Rating: 3/5
Verdict: The sound of 80s NZ rock today
Put Surf City's debut album on, turn it up, and you will be transported back to a dingy lounge in a dank flat, sometime during the late 80s and early 90s. It's the sound of loose and youthful noise, that's slightly uppity and gritty, yet shy and passionate all in one.
It has the incessant grind of Snapper, the catchy and determined jangle of The Clean, and the beautifully eerie noise and distortion of the Jesus and Mary Chain. And no, they're not from Dunedin. These guys formed in Mt Roskill in 2004 and have been making a racket ever since.
It's music from a past era, but Surf City make it their own by playing it powerfully, passionately, and, at times, with unabashed fury. If it wasn't for a dreary patch midway through, where it feels lifeless and sounds a little humdrum, Kudos would be a great album.

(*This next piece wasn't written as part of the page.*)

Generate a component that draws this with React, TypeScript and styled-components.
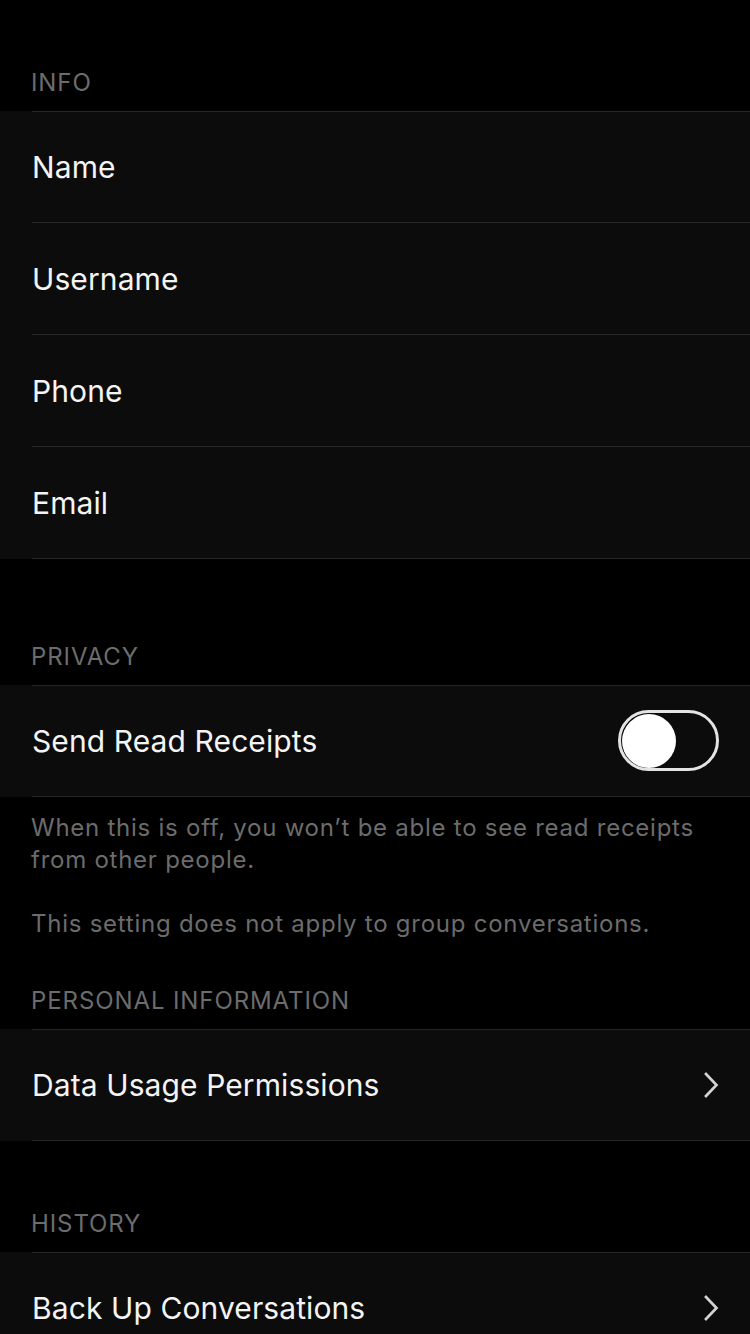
import React from "react";
import styled, { createGlobalStyle } from "styled-components";

const Global = createGlobalStyle`
  html, body {
    margin: 0;
    padding: 0;
    background: #000;
  }
  body {
    font-family: Inter, "Noto Sans", Roboto, sans-serif;
    -webkit-font-smoothing: antialiased;
  }
`;

const Page = styled.div`
  width: 750px;
  min-height: 1334px;
  background: #000;
  display: flex;
  flex-direction: column;
  padding-bottom: 80px;
`;

const Header = styled.div<{ $top: number }>`
  margin-top: ${(p) => p.$top}px;
  padding: 0 31px 12px;
  font-size: 24px;
  line-height: 32px;
  color: #6c6c6c;
  text-transform: uppercase;
  letter-spacing: 0.9px;
`;

const Group = styled.div`
  display: flex;
  flex-direction: column;
  position: relative;
  &::before {
    content: "";
    position: absolute;
    top: 0;
    left: 32px;
    right: 0;
    height: 1px;
    background: #262626;
  }
`;

const Row = styled.div`
  height: 111px;
  background: #0c0c0c;
  display: flex;
  align-items: center;
  justify-content: space-between;
  padding: 0 31px 0 32px;
  box-sizing: border-box;
`;

const Separator = styled.div`
  height: 1px;
  background: #0c0c0c;
  display: flex;
  &::after {
    content: "";
    flex: 1;
    margin-left: 32px;
    background: #262626;
  }
`;

const Label = styled.span`
  font-size: 30px;
  color: #f4f4f4;
  letter-spacing: 0.1px;
`;

const Footer = styled.div`
  padding: 15px 31px 0;
  font-size: 24px;
  line-height: 32px;
  color: #6c6c6c;
  letter-spacing: 0.75px;
  display: flex;
  flex-direction: column;
  gap: 32px;
`;

const Toggle = styled.div<{ $on: boolean }>`
  width: 101px;
  height: 61px;
  box-sizing: border-box;
  border-radius: 31px;
  border: 3px solid #e4e4e4;
  background: ${(p) => (p.$on ? "#4cd964" : "#0c0c0c")};
  display: flex;
  align-items: center;
  justify-content: ${(p) => (p.$on ? "flex-end" : "flex-start")};
  padding: 0 1px;
`;

const Knob = styled.div`
  width: 54px;
  height: 54px;
  border-radius: 50%;
  background: #fff;
`;

const Chevron = () => (
  <svg width="16" height="26" viewBox="0 0 16 26" fill="none">
    <path
      d="M3 2 L13.5 13 L3 24"
      stroke="#d2d2d2"
      strokeWidth="2.7"
      strokeLinecap="square"
      strokeLinejoin="miter"
    />
  </svg>
);

type Item = { label: string; kind?: "chevron" | "toggle" };

const List: React.FC<{ items: Item[] }> = ({ items }) => (
  <Group>
    {items.map((it) => (
      <React.Fragment key={it.label}>
        <Row>
          <Label>{it.label}</Label>
          {it.kind === "chevron" && <Chevron />}
          {it.kind === "toggle" && (
            <Toggle $on={false}>
              <Knob />
            </Toggle>
          )}
        </Row>
        <Separator />
      </React.Fragment>
    ))}
  </Group>
);

export default function App() {
  return (
    <>
      <Global />
      <Page>
        <Header $top={67}>Info</Header>
        <List
          items={[
            { label: "Name" },
            { label: "Username" },
            { label: "Phone" },
            { label: "Email" },
          ]}
        />
        <Header $top={82}>Privacy</Header>
        <List items={[{ label: "Send Read Receipts", kind: "toggle" }]} />
        <Footer>
          <span>
            When this is off, you won’t be able to see read receipts
            <br />
            from other people.
          </span>
          <span>This setting does not apply to group conversations.</span>
        </Footer>
        <Header $top={45}>Personal Information</Header>
        <List items={[{ label: "Data Usage Permissions", kind: "chevron" }]} />
        <Header $top={67}>History</Header>
        <List items={[{ label: "Back Up Conversations", kind: "chevron" }]} />
      </Page>
    </>
  );
}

But it's odd that things give way to drollness on the smouldering Yakuza Park, because this is a band who are at their most thrilling and lively on tremulous eight-minute epic Icy Lakes. That track manages to sustain a scorching jangle and wall of sound intensity every second it takes to reveal itself.
It starts getting more steely and riveting towards the end, with the My Bloody Valentine seasickness of Autumn, and they whip it up for the light and lofty CIA before the echoey and thudding psychedelic stomp of Zombies to end.